* Dataset extract:

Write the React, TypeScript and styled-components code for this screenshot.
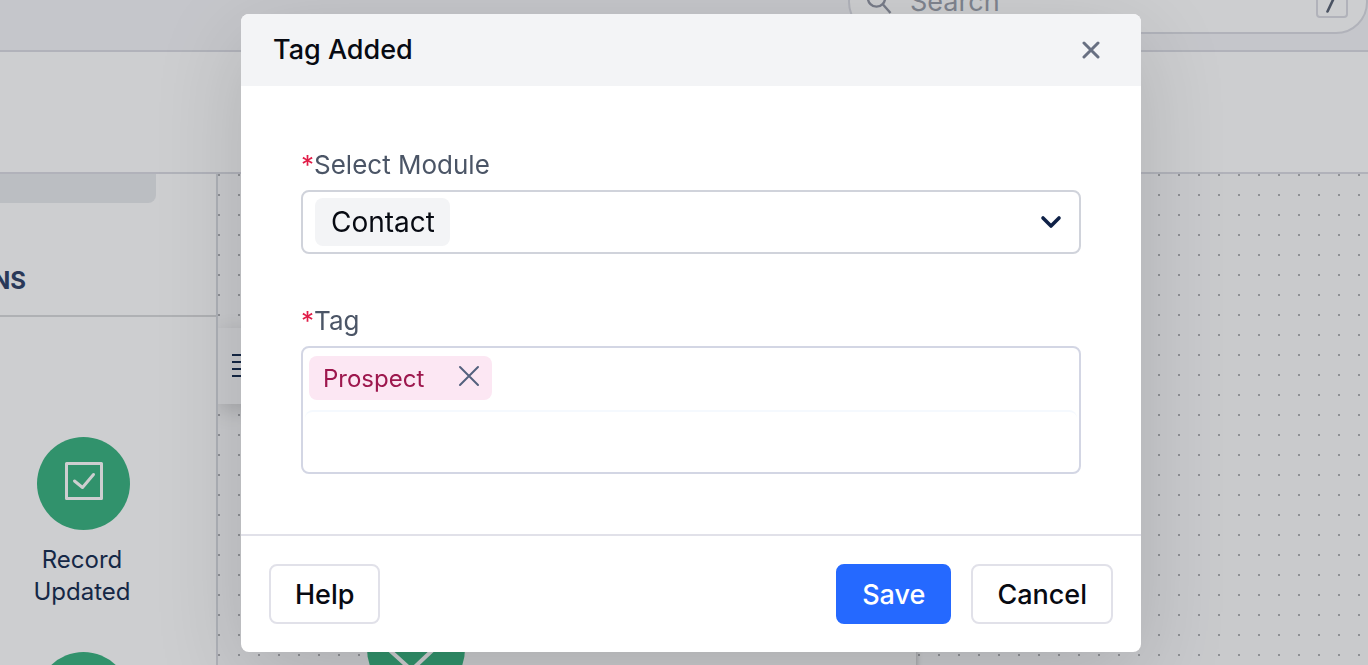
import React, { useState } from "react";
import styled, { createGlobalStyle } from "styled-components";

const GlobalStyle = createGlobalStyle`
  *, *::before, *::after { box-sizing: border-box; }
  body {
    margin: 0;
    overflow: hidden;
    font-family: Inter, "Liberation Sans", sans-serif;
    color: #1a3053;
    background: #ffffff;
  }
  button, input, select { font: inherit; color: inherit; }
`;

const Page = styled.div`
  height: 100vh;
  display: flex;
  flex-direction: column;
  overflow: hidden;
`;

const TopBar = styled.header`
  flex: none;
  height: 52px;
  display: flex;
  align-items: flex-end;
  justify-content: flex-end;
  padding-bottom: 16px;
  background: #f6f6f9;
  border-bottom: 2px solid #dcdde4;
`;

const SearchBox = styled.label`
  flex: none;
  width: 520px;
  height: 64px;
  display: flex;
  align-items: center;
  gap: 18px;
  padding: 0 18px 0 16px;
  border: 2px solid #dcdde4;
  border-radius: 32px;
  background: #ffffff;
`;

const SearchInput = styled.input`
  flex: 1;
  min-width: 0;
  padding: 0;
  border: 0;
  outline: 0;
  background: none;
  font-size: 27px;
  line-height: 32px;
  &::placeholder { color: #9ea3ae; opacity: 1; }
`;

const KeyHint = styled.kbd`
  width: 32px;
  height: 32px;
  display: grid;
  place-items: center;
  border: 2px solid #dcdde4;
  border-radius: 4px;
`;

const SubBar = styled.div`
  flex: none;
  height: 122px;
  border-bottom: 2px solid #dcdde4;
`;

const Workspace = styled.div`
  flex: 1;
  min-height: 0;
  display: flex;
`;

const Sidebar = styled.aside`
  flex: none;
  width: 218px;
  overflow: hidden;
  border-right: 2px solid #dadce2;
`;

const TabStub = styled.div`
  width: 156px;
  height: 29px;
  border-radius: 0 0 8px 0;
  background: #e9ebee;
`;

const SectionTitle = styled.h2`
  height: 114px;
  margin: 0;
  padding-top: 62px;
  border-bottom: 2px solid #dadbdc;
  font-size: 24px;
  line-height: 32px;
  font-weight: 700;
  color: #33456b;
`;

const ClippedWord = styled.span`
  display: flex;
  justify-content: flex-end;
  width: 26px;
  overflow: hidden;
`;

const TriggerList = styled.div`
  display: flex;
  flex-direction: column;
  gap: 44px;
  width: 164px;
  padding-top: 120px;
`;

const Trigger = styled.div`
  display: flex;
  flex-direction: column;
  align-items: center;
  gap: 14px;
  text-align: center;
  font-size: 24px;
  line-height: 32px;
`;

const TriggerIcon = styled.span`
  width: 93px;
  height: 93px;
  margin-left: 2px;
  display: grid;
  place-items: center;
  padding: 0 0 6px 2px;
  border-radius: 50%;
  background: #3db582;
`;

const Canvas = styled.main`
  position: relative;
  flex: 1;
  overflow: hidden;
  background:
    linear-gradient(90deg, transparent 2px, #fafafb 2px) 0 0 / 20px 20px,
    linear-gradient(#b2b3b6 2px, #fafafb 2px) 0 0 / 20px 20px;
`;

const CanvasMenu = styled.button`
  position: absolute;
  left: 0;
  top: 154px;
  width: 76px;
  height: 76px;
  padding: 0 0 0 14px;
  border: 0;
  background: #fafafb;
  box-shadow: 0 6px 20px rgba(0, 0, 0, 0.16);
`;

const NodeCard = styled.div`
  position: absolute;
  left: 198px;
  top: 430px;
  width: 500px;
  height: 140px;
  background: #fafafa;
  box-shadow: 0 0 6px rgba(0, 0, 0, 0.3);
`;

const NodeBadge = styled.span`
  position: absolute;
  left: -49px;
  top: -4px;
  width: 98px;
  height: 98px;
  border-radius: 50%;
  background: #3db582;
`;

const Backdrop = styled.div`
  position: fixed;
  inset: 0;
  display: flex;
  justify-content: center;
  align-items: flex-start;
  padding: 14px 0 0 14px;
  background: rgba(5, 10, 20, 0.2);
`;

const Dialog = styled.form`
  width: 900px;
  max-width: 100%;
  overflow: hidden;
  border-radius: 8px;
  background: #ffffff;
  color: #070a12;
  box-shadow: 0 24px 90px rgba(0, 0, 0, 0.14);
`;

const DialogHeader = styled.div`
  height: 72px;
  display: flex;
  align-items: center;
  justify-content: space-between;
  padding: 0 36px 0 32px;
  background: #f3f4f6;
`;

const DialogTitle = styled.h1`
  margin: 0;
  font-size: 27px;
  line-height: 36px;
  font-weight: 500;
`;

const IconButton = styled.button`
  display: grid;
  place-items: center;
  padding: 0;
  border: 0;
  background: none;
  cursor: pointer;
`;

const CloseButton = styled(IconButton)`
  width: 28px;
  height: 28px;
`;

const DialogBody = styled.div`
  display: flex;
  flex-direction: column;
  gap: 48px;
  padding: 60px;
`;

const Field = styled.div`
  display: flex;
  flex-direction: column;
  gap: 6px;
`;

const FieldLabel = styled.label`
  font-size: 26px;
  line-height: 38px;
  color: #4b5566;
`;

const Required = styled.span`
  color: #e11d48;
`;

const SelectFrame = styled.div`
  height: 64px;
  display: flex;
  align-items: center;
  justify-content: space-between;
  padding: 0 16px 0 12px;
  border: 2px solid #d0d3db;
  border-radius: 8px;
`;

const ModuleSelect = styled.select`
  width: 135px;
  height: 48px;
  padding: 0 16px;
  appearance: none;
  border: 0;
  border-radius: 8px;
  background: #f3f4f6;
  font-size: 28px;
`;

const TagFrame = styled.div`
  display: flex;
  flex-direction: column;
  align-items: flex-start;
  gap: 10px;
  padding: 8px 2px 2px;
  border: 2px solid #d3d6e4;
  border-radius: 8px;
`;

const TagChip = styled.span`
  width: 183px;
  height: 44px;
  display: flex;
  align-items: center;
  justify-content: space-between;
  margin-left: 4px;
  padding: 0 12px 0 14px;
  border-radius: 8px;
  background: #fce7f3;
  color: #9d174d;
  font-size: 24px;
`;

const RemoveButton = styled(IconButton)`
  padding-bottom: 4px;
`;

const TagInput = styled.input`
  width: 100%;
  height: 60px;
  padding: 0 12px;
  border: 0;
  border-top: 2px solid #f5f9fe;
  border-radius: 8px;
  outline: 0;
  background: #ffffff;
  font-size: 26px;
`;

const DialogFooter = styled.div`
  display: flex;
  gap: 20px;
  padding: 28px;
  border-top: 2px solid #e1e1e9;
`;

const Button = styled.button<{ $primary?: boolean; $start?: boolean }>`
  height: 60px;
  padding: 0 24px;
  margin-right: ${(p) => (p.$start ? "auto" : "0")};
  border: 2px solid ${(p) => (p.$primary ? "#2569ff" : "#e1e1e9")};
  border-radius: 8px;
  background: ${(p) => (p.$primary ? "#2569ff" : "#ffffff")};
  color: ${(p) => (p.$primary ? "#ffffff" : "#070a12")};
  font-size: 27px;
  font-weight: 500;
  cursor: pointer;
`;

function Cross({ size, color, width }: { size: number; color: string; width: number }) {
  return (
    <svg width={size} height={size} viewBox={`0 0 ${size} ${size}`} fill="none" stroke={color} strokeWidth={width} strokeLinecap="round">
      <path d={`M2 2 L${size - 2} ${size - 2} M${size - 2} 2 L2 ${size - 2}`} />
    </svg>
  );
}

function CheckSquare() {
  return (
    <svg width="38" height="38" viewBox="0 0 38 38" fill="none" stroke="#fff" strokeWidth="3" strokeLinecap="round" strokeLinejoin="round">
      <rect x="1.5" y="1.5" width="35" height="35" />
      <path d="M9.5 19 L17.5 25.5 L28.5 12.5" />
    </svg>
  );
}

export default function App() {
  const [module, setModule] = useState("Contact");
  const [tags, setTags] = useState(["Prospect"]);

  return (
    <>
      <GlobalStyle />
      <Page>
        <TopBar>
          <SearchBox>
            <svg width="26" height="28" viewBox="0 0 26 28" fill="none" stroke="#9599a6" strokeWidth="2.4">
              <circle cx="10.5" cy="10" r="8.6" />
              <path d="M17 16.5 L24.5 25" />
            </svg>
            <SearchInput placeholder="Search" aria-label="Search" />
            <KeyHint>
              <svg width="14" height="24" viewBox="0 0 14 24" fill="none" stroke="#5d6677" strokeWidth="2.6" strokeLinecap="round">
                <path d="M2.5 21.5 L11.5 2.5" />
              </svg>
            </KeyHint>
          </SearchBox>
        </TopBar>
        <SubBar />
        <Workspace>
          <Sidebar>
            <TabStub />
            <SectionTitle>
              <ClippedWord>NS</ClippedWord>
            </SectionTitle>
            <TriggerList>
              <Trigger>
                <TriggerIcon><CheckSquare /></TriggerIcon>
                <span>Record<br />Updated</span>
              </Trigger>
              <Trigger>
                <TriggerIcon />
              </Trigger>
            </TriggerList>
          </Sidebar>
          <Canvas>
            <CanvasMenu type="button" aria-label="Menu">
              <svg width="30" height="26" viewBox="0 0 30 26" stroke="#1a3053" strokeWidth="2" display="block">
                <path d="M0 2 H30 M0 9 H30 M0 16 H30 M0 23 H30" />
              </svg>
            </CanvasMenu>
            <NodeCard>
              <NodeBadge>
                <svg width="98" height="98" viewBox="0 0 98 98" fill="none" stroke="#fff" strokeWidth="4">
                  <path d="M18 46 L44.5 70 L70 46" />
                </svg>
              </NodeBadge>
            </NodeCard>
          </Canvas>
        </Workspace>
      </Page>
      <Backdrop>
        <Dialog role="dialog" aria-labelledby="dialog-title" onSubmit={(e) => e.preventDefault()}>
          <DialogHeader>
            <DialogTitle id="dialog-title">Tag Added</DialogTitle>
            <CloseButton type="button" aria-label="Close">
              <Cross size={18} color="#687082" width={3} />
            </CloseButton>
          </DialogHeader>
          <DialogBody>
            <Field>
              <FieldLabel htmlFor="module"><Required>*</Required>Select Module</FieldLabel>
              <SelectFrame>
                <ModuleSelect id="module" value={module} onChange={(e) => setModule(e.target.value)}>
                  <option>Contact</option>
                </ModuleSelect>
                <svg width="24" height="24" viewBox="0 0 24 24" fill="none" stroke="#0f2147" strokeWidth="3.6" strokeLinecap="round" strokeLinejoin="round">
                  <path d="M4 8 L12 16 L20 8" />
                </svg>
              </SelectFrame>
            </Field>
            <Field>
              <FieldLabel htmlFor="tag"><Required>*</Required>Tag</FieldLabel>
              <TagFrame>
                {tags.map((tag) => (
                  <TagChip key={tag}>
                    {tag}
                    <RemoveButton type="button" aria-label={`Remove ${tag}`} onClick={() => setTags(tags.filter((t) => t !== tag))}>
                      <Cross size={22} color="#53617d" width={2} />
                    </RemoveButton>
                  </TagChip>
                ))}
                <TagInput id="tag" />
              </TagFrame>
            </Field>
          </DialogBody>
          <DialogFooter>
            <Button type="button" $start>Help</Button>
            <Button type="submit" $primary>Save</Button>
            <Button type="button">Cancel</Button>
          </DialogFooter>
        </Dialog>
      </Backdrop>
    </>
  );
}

* The request:
How many lines of the data contain the word "React"? Answer with the number alone.

* Solution below:
2